In 2014, Bechtel reduced our number of incidents while increasing our total work hours by 12.9 percent, compared to 2013. Our total recordable incident rate (TRIR) per 200,000 hours worked decreased 4 percent, and we had a 31 percent reduction in our lost-time incident rate (LTIR), continuing our four-year trend of improving safety throughout all of our projects and operations.
A recordable incident becomes a lost-time incident when the illness or injury renders the employee unable to work for a period of time. Industry averages are based on the 2013 data published by the U.S. Department of Labor, Bureau of Labor Statistics (BLS) for Construction North American Industry Classification System code 23.
Bechtel’s global incident rate in 2014 was a tenth of the projected U.S. construction industry average, and our global lost-workday incident rate in 2014 was 44 times lower than the projected U.S. construction industry average.
- Eleven of our projects recorded
- or more safe work hours, and 85 percent of our locations completed the year without a single lost-time incident.
Bechtel’s diversity performance on gender is consistent with our industry peers. We implement a diversity and inclusion framework that:
- Promotes a diverse global workforce
- Fosters an inclusive environment to maximize employee potential
- Institutionalizes a culture of inclusion
Some of our notable accomplishments in 2014 include the growth in chapter locations of our employee resource group, Women@Bechtel. With new chapters in India, the Middle East, and the United States, Women@Bechtel focuses on supporting our colleagues’ development, the company’s business, and the communities in which we live and work.

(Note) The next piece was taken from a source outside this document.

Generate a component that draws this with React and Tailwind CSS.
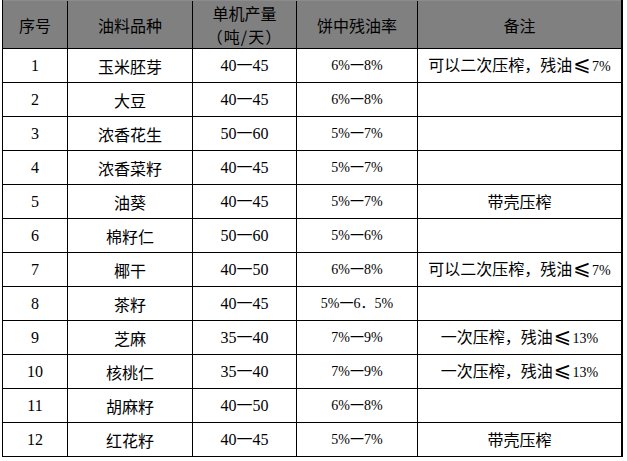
const ROWS = [
  ['1', '玉米胚芽', '40一45', '6%一8%', '可以二次压榨，残油', '7%'],
  ['2', '大豆', '40一45', '6%一8%', ''],
  ['3', '浓香花生', '50一60', '5%一7%', ''],
  ['4', '浓香菜籽', '40一45', '5%一7%', ''],
  ['5', '油葵', '40一45', '5%一7%', '带壳压榨'],
  ['6', '棉籽仁', '50一60', '5%一6%', ''],
  ['7', '椰干', '40一50', '6%一8%', '可以二次压榨，残油', '7%'],
  ['8', '茶籽', '40一45', '5%一6．5%', ''],
  ['9', '芝麻', '35一40', '7%一9%', '一次压榨，残油', '13%'],
  ['10', '核桃仁', '35一40', '7%一9%', '一次压榨，残油', '13%'],
  ['11', '胡麻籽', '40一50', '6%一8%', ''],
  ['12', '红花籽', '40一45', '5%一7%', '带壳压榨'],
]

const cell = 'flex items-center justify-center border-r border-black text-center'

export default function App() {
  return (
    <div className="w-[627px] h-[461px] bg-white pl-[2px] font-['Liberation_Serif','Noto_Sans_CJK_SC',serif] text-black">
      <div className="w-[621px] border-l border-black border-r-2 border-r-black">
        {/* Header */}
        <div className="flex h-[49px] border-b border-black bg-[#808080] border-t border-t-[#8c8c8c] font-['Noto_Sans_CJK_SC',sans-serif] text-[16px]">
          <div className={`${cell} w-[65px]`}>序号</div>
          <div className={`${cell} w-[125px]`}>油料品种</div>
          <div className={`${cell} w-[104px] flex-col leading-[23px]`}>
            <span>单机产量</span>
            <span className="tracking-[1px]">（吨/天）</span>
          </div>
          <div className={`${cell} w-[121px]`}>饼中残油率</div>
          <div className="flex flex-1 items-center justify-center">备注</div>
        </div>

        {ROWS.map((r) => (
          <div key={r[0]} className="flex h-[34px] border-b border-black text-[16px]">
            <div className={`${cell} w-[65px]`}>{r[0]}</div>
            <div className={`${cell} w-[125px] font-['Noto_Sans_CJK_SC',sans-serif]`}>{r[1]}</div>
            <div className={`${cell} w-[104px]`}>{r[2]}</div>
            <div className={`${cell} w-[121px] text-[14px]`}>{r[3]}</div>
            <div className="flex flex-1 items-center justify-center">
              <p className="leading-[20px]">
                <span className="font-['Noto_Sans_CJK_SC',sans-serif]">{r[4]}</span>
                {r[5] && (
                  <>
                    <span className="font-['DejaVu_Sans',sans-serif] text-[21px] leading-none mx-[1px]">⩽</span>
                    <span className="text-[14px]">{r[5]}</span>
                  </>
                )}
              </p>
            </div>
          </div>
        ))}
      </div>
    </div>
  )
}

Our global procurement and contracts and social investments create meaningful opportunities for subcontractors, small businesses, local suppliers, and communities where we work. In 2014, we spent more than $17 billion in goods and services from suppliers, including small and local businesses, around the world. We also contributed $5.7 million in social investments.

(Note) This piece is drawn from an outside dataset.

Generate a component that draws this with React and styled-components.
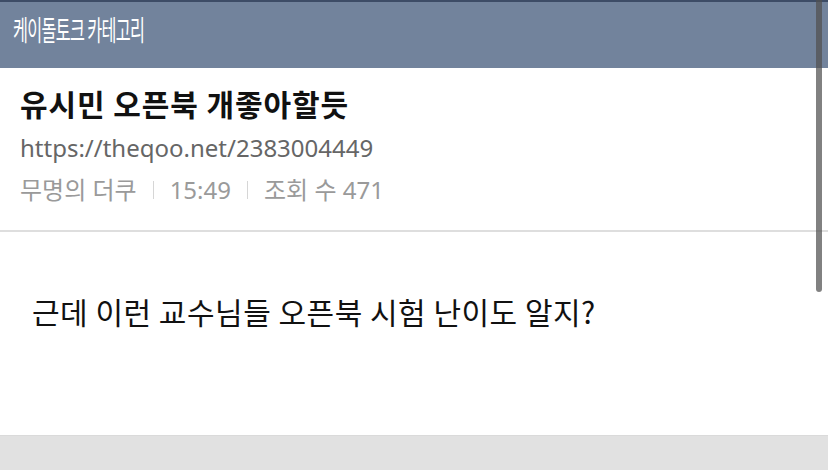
import React from 'react';
import styled, {createGlobalStyle} from 'styled-components';

const GlobalStyle = createGlobalStyle`
  html, body {
    margin: 0;
    padding: 0;
    background: #ffffff;
  }
  body {
    font-family: "Noto Sans", "Noto Sans CJK KR", sans-serif;
  }
`;

const Page = styled.div`
  position: relative;
  width: 828px;
  height: 470px;
  display: flex;
  flex-direction: column;
  overflow: hidden;
  background: #fff;
`;

const TopBar = styled.header`
  height: 66px;
  border-top: 2px solid #3d4c66;
  background: #72839c;
  display: flex;
  align-items: center;
  padding-left: 13px;
  flex-shrink: 0;
`;

const TopTitle = styled.span`
  display: inline-block;
  color: #fff;
  font-family: "Noto Sans CJK KR", sans-serif;
  font-size: 28px;
  font-weight: 400;
  letter-spacing: -1.2px;
  transform: scaleX(0.58);
  transform-origin: left center;
  white-space: nowrap;
  margin-top: -13px;
`;

const PostHead = styled.section`
  padding: 16px 20px 0;
  height: 146px;
  border-bottom: 2px solid #dedede;
  flex-shrink: 0;
`;

const Title = styled.h1`
  margin: 0;
  font-family: "Noto Sans CJK KR", sans-serif;
  font-size: 30px;
  font-weight: 700;
  color: #111;
  line-height: 38px;
  letter-spacing: 0.9px;
`;

const Url = styled.div`
  margin-top: 10px;
  font-size: 24px;
  line-height: 32px;
  color: #666;
`;

const Meta = styled.div`
  margin-top: 10px;
  display: flex;
  align-items: center;
  font-size: 24px;
  line-height: 32px;
  color: #9a9a9a;
`;

const Sep = styled.span`
  width: 1px;
  height: 18px;
  background: #d6d6d6;
  margin: 0 ${p => p.$gap}px;
`;

const Body = styled.main`
  flex: 1;
  padding: 59px 32px 0;
`;

const Paragraph = styled.p`
  margin: 0;
  font-family: "Noto Sans CJK KR", sans-serif;
  font-size: 30px;
  line-height: 40px;
  color: #111;
  letter-spacing: 0.5px;
`;

const Footer = styled.footer`
  height: 34px;
  background: #e1e1e1;
  border-top: 1px solid #dadada;
  flex-shrink: 0;
`;

const ScrollThumb = styled.div`
  position: absolute;
  top: 0;
  right: 6px;
  width: 6px;
  height: 292px;
  background: rgba(80, 80, 80, 0.72);
  border-radius: 0 0 3px 3px;
`;

const App = () => {
    return (
        <Page>
            <GlobalStyle/>
            <TopBar>
                <TopTitle>케이돌토크 카테고리</TopTitle>
            </TopBar>
            <PostHead>
                <Title>유시민 오픈북 개좋아할듯</Title>
                <Url>https://theqoo.net/2383004449</Url>
                <Meta>
                    <span>무명의 더쿠</span>
                    <Sep $gap={16}/>
                    <span>15:49</span>
                    <Sep $gap={16}/>
                    <span>조회 수 471</span>
                </Meta>
            </PostHead>
            <Body>
                <Paragraph>근데 이런 교수님들 오픈북 시험 난이도 알지?</Paragraph>
            </Body>
            <Footer/>
            <ScrollThumb/>
        </Page>
    );
};

export default App;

We continue to collect information on greenhouse gas emissions and water consumption at our major permanent offices.
We base our carbon footprint accounting on The Greenhouse Gas Protocol: A Corporate Accounting and Reporting Standard. Due to the nature of our business, we stay flexible on the number of offices that are included each year in the report. This year we selected 17 offices to report on scope 1 (direct emissions from boilers and furnaces) and scope 2 (indirect emissions from electricity consumption). The offices are selected based on average office population throughout the year.
Our information is reported in tons of carbon dioxide equivalents (tCO2eq), a measurement that equates and combines all greenhouse gases such as carbon dioxide and methane. To calculate emissions, we used country-specific emission factors from the World Resources Institute’s “Emission Factors from Cross-Sector Tools” (April 2014), in addition to factors published by local governments.

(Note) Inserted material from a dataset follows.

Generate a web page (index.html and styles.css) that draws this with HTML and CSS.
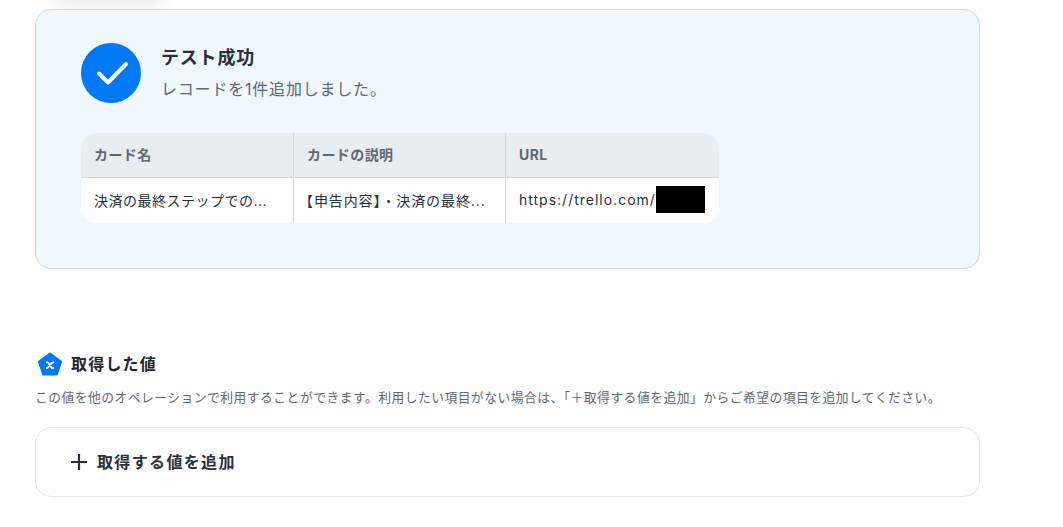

Since 2011, as a result of careful monitoring, consolidation of offices, and reduced energy consumption by employees, we reduced our carbon emissions by 9 percent and reduced our revenue intensity (greenhouse gas emissions per billion dollars in revenue) by 20 percent.
The Arizona Clean Air Campaign presented our Glendale office with the Outstanding Transportation Coordinator award. The office continues to be recognized for its sustainable commuting program that reduced air pollution and traffic congestion through alternative modes of transportation.